Tout a débuté par une simple injonction : "tiens toi droit !" ou "cesse de te balancer sur ta chaise !". Et cela finit en drame individuel, sociétal et écologique.

Heureusement il y'a une voie d'issue à ce piège monumentale...

Renouer avec la vie.

Renouer avec notre inconscient. Et faire confiance à notre spontanéité.

Reconnaître et accepter ce conflit, nous en libère. Après tout c'est une expérience, et elle semble nécessaire à l'humain puisque nous la vivons en masse...

Cessons de nourrir la peur pour entrer dans l'amour.

En retrouvant confiance dans nos processus d'autorégulation, ceux là qui sont inconscients, qui sont absolument magnifiques. Fruits de milliards d'années d'évolution de la vie.

Si j'éternue c'est parce qu'un réflexe protecteur m'y poussent. Si je cligne des yeux c'est pour me protéger d'une poussière. Si je suis en colère c'est que j'ai un besoin à exprimer et si je suis triste c'est que j'ai quelque chose qui me tient à cœur à exprimer. Me reconnaître et m'accepter dans ces vécus simples est primordiale. Je suis en vie.

En comprenant tout cela, en observant tous les jours ce que je vis, à chaque instant, et en acceptant de laisser faire et être, tout en s'en rendant responsable, le conflit qui se déroulait en moi s'apaise. Je comprends que je suis entre de bonnes mains, main-tenant et à chaque instant, mes propres mains et celle de dieu, la vie, l'inconscient, peu importe le nom.

Le plus dur est d'accepter, car j'ai passé tant et tant d'années à m'entraîner à lutter qu'accepter est un réel défi. Mais peu importe. Je dois renouveler mon acceptation, à chaque fois que je ressens une résistance, une lutte. C'est simplement une épreuve d'amour et de bienveillance envers moi-même.

Au début, il est normal que ce que je laisse s'exprimer spontanément le fasse de manière démesurée.

En effet, n'importe quelle chose, après tant d'années de refoulement, a un besoin énorme d'expression et de reconnaissance : une colère énorme qui jaillit du fin fond des entrailles, une tristesse immense qui envahit mon être, des tremblements de peur qui me prennent parce que je m'autorise à les vivre, des mouvements étranges et incohérents...tout cela va s'atténuer à mesure que le besoin d'expression et de libération est compris et satisfait et comme toute chose qu'on s'autorise à faire, ça devient de plus en plus subtile avec le temps.

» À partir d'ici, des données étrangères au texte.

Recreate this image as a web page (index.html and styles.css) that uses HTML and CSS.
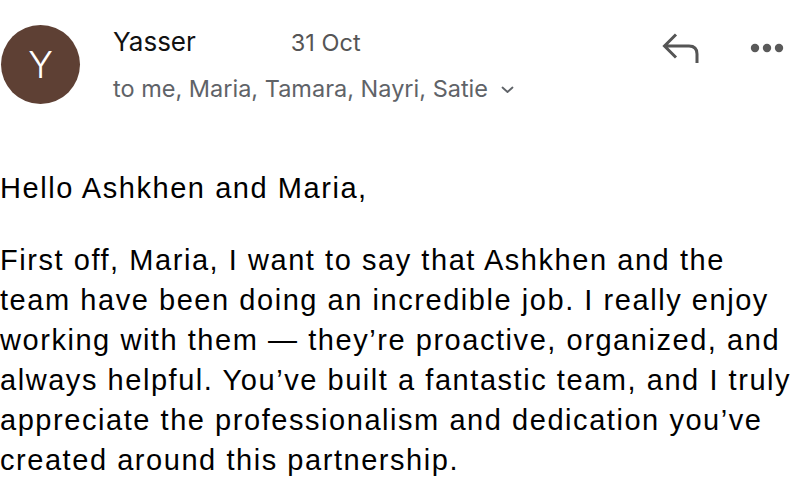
FILE: index.html
```html
<!DOCTYPE html>
<html lang="en">
<head>
<meta charset="utf-8">
<title>Mail</title>
<link rel="stylesheet" href="styles.css">
</head>
<body>
<div class="mail">
  <header class="head">
    <div class="avatar">Y</div>
    <div class="meta">
      <div class="row1"><span class="name">Yasser</span><span class="date">31 Oct</span></div>
      <div class="to">to me, Maria, Tamara, Nayri, Satie
        <svg class="chev" width="13" height="8" viewBox="0 0 13 8"><path d="M1.5 1.5 L6.5 6 L11.5 1.5" fill="none" stroke="#5f6368" stroke-width="1.8" stroke-linecap="round" stroke-linejoin="round"/></svg>
      </div>
    </div>
    <div class="actions">
      <svg class="reply" width="38" height="32" viewBox="0 0 38 32"><path d="M14 1.5 L2.5 13 L14 24.5 M2.5 13 H27 Q35 13 35 21 V30" fill="none" stroke="#555" stroke-width="3"/></svg>
      <svg class="more" width="34" height="10" viewBox="0 0 34 10"><circle cx="5" cy="5" r="4.2" fill="#5a5a5a"/><circle cx="17" cy="5" r="4.2" fill="#5a5a5a"/><circle cx="29" cy="5" r="4.2" fill="#5a5a5a"/></svg>
    </div>
  </header>
  <div class="body">
    <p>Hello Ashkhen and Maria,</p>
    <p>First off, Maria, I want to say that Ashkhen and the team have been doing an incredible job. I really enjoy working with them — they’re proactive, organized, and always helpful. You’ve built a fantastic team, and I truly appreciate the professionalism and dedication you’ve created around this partnership.</p>
  </div>
</div>
</body>
</html>
```
FILE: styles.css
```css
html, body {
  margin: 0;
  padding: 0;
  background: #ffffff;
}
.mail {
  width: 795px;
  height: 495px;
  overflow: hidden;
}
.head {
  display: flex;
  align-items: flex-start;
  padding: 25px 11px 0 1px;
}
.avatar {
  width: 79px;
  height: 79px;
  border-radius: 50%;
  background: #5e4034;
  color: #ffffff;
  font-family: Inter, "Noto Sans", sans-serif;
  font-size: 37px;
  font-weight: 300;
  display: flex;
  align-items: center;
  justify-content: center;
  flex-shrink: 0;
}
.meta {
  margin-left: 33px;
  margin-top: 1px;
  font-family: Inter, "Noto Sans", sans-serif;
}
.row1 {
  display: flex;
  align-items: baseline;
  line-height: 32px;
}
.name {
  font-size: 26px;
  color: #111;
}
.date {
  font-size: 23.5px;
  color: #555;
  margin-left: 95px;
}
.to {
  margin-top: 16px;
  font-size: 23.5px;
  line-height: 28px;
  color: #5f6368;
  display: flex;
  align-items: center;
  gap: 13px;
  white-space: nowrap;
}
.chev {
  margin-top: 2px;
}
.actions {
  margin-left: auto;
  display: flex;
  align-items: flex-start;
  gap: 50px;
}
.reply {
  margin-top: 8px;
}
.more {
  margin-top: 18px;
}
.body {
  margin-top: 64px;
  font-family: "Liberation Sans", Arial, sans-serif;
  font-size: 29px;
  letter-spacing: 1.55px;
  line-height: 40px;
  color: #000;
}
.body p {
  margin: 0 0 32px 0;
}
```
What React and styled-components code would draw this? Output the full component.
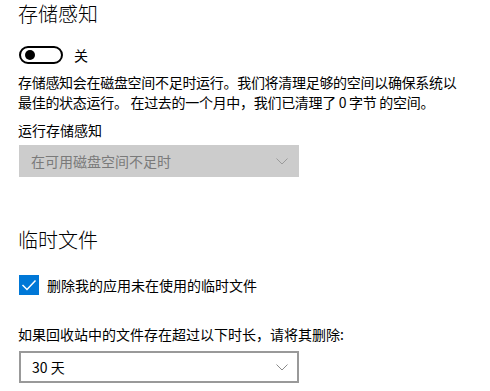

Et petit à petit nous nous retrouvons en retrouvant : notre posture naturelle, nos mouvements naturels, nos réactions émotionnelles spontanées, nos désirs, nos pensées et ultimement notre intuition.

Nous vivons tout cela spontanément, nous percevons plus clairement le sens des choses, nous nous sentons apaisés, moins en résistance, moins en constante tension. Et plus joyeux. Nous pouvons donner ce que nous avons de plus beau à donner : nous-mêmes, vrais et authentiques, imparfaits et parfaits. Nous retrouvons notre liberté et nous vivons, tout simplement.

Voilà en somme ce que je nomme "guérison".